Solo mit Dachschaden
Der Standard 01/2000
Man muß sich das wahrscheinlich so vorstellen: Brix hat ein kleines geheimes Notizbuch, in dem er jeden kuriosen Einfall und jede Merkwürdigkeit, die ihm begegnet, festhält. Ungefähr alle zwei Jahre hält er sich eine Lücke zwischen seinen diversen schauspielerischen Verpflichtungen frei, um mit diesem teils abstrusen, teils alltäglichem Allerlei das zu tun, was ihm am meisten Spaß macht: “Es gibt nichts schöneres, als Menschen zum Lachen zu bringen”, sagt er üblicherweise, wenn er nach seiner kabarettistischen Motivation gefragt wird. Auch in seinem neuen Solo “Brix trifft Jesus u.a.” wird er diesem Ziel wieder ausgiebig gerecht.

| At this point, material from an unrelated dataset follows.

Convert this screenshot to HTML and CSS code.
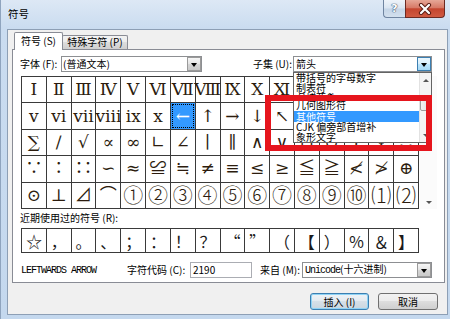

Daß es dabei nicht nur stilistisch, sondern auch qualitativ höchst abwechslungsreich zugeht, ergibt sich fast automatisch. Schließlich verdient auch das Leben nicht immer einen römischen Einser. Realsatiren ohne artifizielle Schlußpointen haben in seinem Programm ebenso Platz, wie ein aberwitzig gereimtes Drei-Personen-Dramolett mit französischem Akzent. In der Figur des – bereits aus seinem letzten Solo “Stock im Eisen” bekannten – liebenswert schüchternen Clowns “Pinke Panke” steuert er berührend naive Lyrik bei, höchst glaubwürdig parodiert er “Niedermair”-Hausherr I Stangl beim vergeblichen und zunehmend cholerischen Versuch, den mehrminütigen Anrufbeantworter-Text auf Band zu bannen – und bisweilen genügt ihm ein simples Metronom, um drei Minuten amüsant vorüberticken zu lassen.

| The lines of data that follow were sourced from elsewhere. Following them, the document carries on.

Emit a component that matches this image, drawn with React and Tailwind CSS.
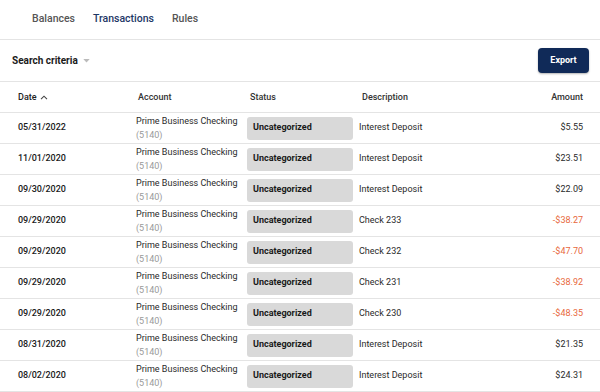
const rows = [
  { date: '05/31/2022', desc: 'Interest Deposit', amount: '$5.55' },
  { date: '11/01/2020', desc: 'Interest Deposit', amount: '$23.51' },
  { date: '09/30/2020', desc: 'Interest Deposit', amount: '$22.09' },
  { date: '09/29/2020', desc: 'Check 233', amount: '-$38.27' },
  { date: '09/29/2020', desc: 'Check 232', amount: '-$47.70' },
  { date: '09/29/2020', desc: 'Check 231', amount: '-$38.92' },
  { date: '09/29/2020', desc: 'Check 230', amount: '-$48.35' },
  { date: '08/31/2020', desc: 'Interest Deposit', amount: '$21.35' },
  { date: '08/02/2020', desc: 'Interest Deposit', amount: '$24.31' },
]

const cols = 'grid grid-cols-[118px_111px_112px_1fr_auto] pl-[18px] pr-[17px]'

export default function App() {
  return (
    <div className="w-[600px] h-[392px] overflow-hidden bg-white text-[#222] font-['Roboto',sans-serif]">
      <nav className="flex h-[40px] items-center gap-[18px] pl-[32px] pb-[1px] text-[10.5px] font-medium border-b border-[#e4e4e4]">
        <span className="text-[#555]">Balances</span>
        <span className="text-[#1d3766]">Transactions</span>
        <span className="text-[#555]">Rules</span>
      </nav>

      <div className="flex h-[42px] items-center justify-between pl-[12px] pr-[11px] border-b border-[#e4e4e4]">
        <div className="flex items-center gap-[5px]">
          <span className="text-[10px] font-bold text-[#1a1a1a]">Search criteria</span>
          <svg width="7" height="4" viewBox="0 0 8 5" className="mt-[1px]">
            <path d="M0 0h8L4 4.5z" fill="#bbb" />
          </svg>
        </div>
        <button className="h-[25px] w-[51px] rounded-[4px] bg-[#102a58] text-[9px] font-bold text-white shadow-[0_1px_2px_rgba(0,0,0,0.3)]">
          Export
        </button>
      </div>

      <div className={`${cols} h-[31px] pt-[1px] items-center text-[9px] font-medium text-[#333] border-b border-[#e4e4e4]`}>
        <div className="flex items-center gap-[3px] text-[#222]">
          Date
          <svg width="8" height="5" viewBox="0 0 8 5">
            <path d="M1 4.2L4 1.2l3 3" fill="none" stroke="#444" strokeWidth="1.1" />
          </svg>
        </div>
        <div className="pl-[2px]">Account</div>
        <div className="pl-[3px]">Status</div>
        <div className="pl-[3px]">Description</div>
        <div className="text-right">Amount</div>
      </div>

      {rows.map((r, i) => (
        <div key={i} className={`${cols} h-[31px] items-center border-b border-[#e4e4e4] text-[9px] whitespace-nowrap`}>
          <div className="font-medium text-[#1a1a1a]">{r.date}</div>
          <div className="leading-[14px]">
            <div className="text-[#2a2a2a]">Prime Business Checking</div>
            <div className="text-[#999]">(5140)</div>
          </div>
          <div className="pr-[6px]">
            <div className="flex h-[23px] items-center rounded-[3px] bg-[#d9d9d9] pl-[6px] font-bold text-[#1a1a1a]">
              Uncategorized
            </div>
          </div>
          <div className="text-[#2a2a2a]">{r.desc}</div>
          <div className={`text-right ${r.amount.startsWith('-') ? 'text-[#e8673c]' : 'text-[#2a2a2a]'}`}>{r.amount}</div>
        </div>
      ))}
    </div>
  )
}
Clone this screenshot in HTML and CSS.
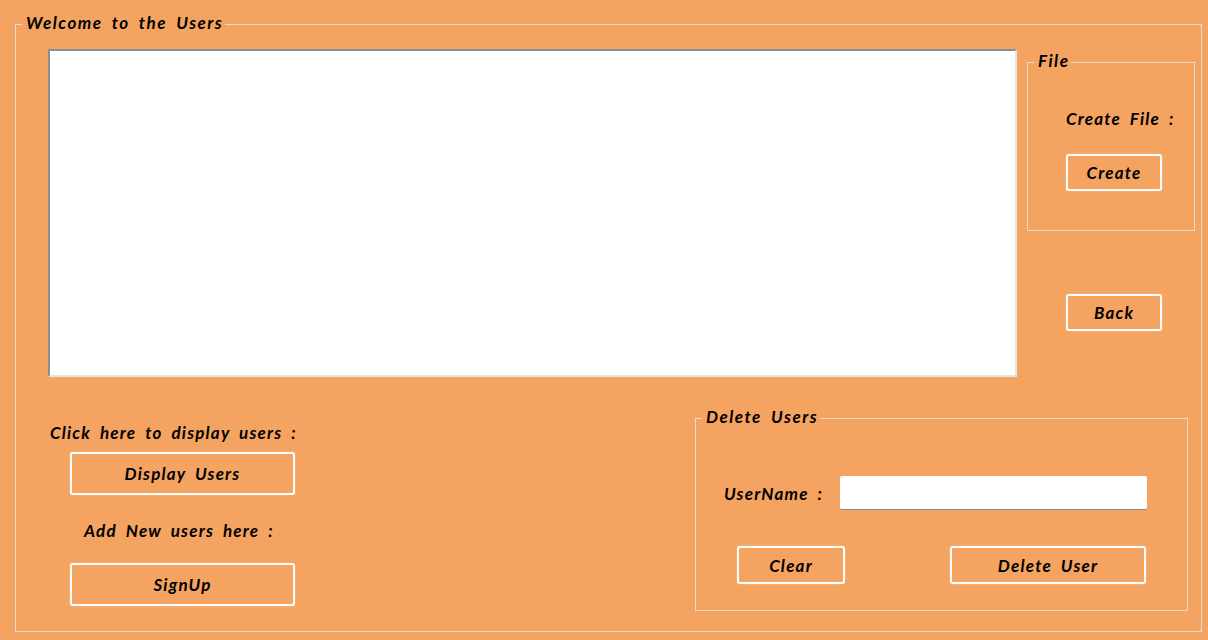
FILE: index.html
```html
<!DOCTYPE html>
<html lang="en">
<head>
    <meta charset="UTF-8">
    <title>Users</title>
    <link rel="stylesheet" href="styles.css">
</head>
<body>
    <fieldset class="group main-group">
        <legend>Welcome to the Users</legend>
        <div class="main-body">
            <div class="top-row">
                <textarea class="user-list"></textarea>
                <div class="side">
                    <fieldset class="group file-group">
                        <legend>File</legend>
                        <div class="file-body">
                            <div class="label">Create File :</div>
                            <button class="btn create-btn">Create</button>
                        </div>
                    </fieldset>
                    <button class="btn back-btn">Back</button>
                </div>
            </div>
            <div class="bottom-row">
                <div class="actions">
                    <div class="label display-label">Click here to display users :</div>
                    <button class="btn wide-btn">Display Users</button>
                    <div class="label signup-label">Add New users here :</div>
                    <button class="btn wide-btn signup-btn">SignUp</button>
                </div>
                <fieldset class="group delete-group">
                    <legend>Delete Users</legend>
                    <div class="delete-body">
                        <div class="name-row">
                            <label class="label name-label" for="username">UserName :</label>
                            <input class="name-input" id="username" type="text">
                        </div>
                        <div class="delete-buttons">
                            <button class="btn clear-btn">Clear</button>
                            <button class="btn delete-btn">Delete User</button>
                        </div>
                    </div>
                </fieldset>
            </div>
        </div>
    </fieldset>
</body>
</html>
```

FILE: styles.css
```css
body {
    margin: 0;
    height: 640px;
    overflow: hidden;
    background: #f4a460;
    color: #000;
    font-family: 'Lato', 'Open Sans', sans-serif;
    font-size: 17px;
    font-style: italic;
    font-weight: 700;
    line-height: 20px;
    letter-spacing: 1.2px;
    word-spacing: 4px;
}

.group {
    margin: 0;
    padding: 0;
    min-width: 0;
    box-sizing: border-box;
    border: 1px solid #e4dcd4;
}

legend {
    margin-left: 6px;
    padding: 0 2px 0 4px;
    height: 20px;
    line-height: 18px;
    letter-spacing: 1.5px;
}

.label {
    line-height: 22px;
}

.main-group {
    width: 1187px;
    height: 618px;
    margin: 14px 0 0 15px;
}

.main-body {
    padding: 15px 0 0 32px;
}

.top-row {
    display: flex;
    gap: 10px;
}

.user-list {
    display: block;
    width: 969px;
    height: 328px;
    margin: 0;
    box-sizing: border-box;
    resize: none;
    background: #fff;
    border-style: solid;
    border-width: 2px;
    border-color: #8a8e92 #e4e4e4 #e4e4e4 #8a8e92;
    outline: none;
}

.side {
    width: 168px;
    padding-top: 3px;
}

.file-group {
    width: 168px;
    height: 179px;
}

.file-body {
    padding: 36px 0 0 38px;
}

.btn {
    display: block;
    margin: 0;
    padding: 1px 0 0;
    box-sizing: border-box;
    background: transparent;
    border: 2px solid #fff;
    border-radius: 3px;
    box-shadow: 0 0 1px #fff;
    color: inherit;
    font: inherit;
    letter-spacing: inherit;
    word-spacing: inherit;
}

.create-btn {
    width: 96px;
    height: 37px;
    margin-top: 24px;
}

.back-btn {
    width: 96px;
    height: 37px;
    margin: 63px 0 0 39px;
}

.bottom-row {
    display: flex;
}

.actions {
    width: 647px;
    padding-top: 45px;
}

.display-label {
    margin-left: 2px;
}

.wide-btn {
    width: 225px;
    height: 43px;
    margin: 8px 0 0 22px;
}

.signup-label {
    margin: 25px 0 0 36px;
}

.signup-btn {
    margin-top: 21px;
}

.delete-group {
    width: 493px;
    height: 203px;
    margin-top: 31px;
}

.delete-body {
    padding: 48px 0 0 28px;
}

.name-row {
    display: flex;
    align-items: center;
}

.name-label {
    width: 116px;
    padding-top: 2px;
}

.name-input {
    width: 307px;
    height: 34px;
    margin: 0;
    padding: 0;
    box-sizing: border-box;
    background: #fff;
    border: none;
    border-bottom: 1px solid #8a8a8a;
    border-radius: 2px;
}

.delete-buttons {
    display: flex;
    gap: 105px;
    margin: 36px 0 0 13px;
}

.clear-btn {
    width: 108px;
    height: 38px;
}

.delete-btn {
    width: 196px;
    height: 38px;
}
```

Wer einen Dachschaden hat, ist zwangsläufig für alles offen. Und Brix, dem einst eine Vorhangkarnische eine Delle in den Hinterkopf donnerte, kann in seinem neuen Solo sogar durch die Zeit reisen. Ein Kniff, der es ihm bei Bedarf ermöglicht, ansatzlos zu den Ausgangspunkten seiner amüsanten Szenerien zu gelangen, die alle ein Maß an überraschender Unvorhersehbarkeit aufweisen, das zwar weniger dem inhaltlich etwas ziellos durch die Gegend baumelnden roten Faden, wohl aber dem ganzen Programm die nötige Spannung verleiht. Wer braucht schon gespannte rote Fäden ?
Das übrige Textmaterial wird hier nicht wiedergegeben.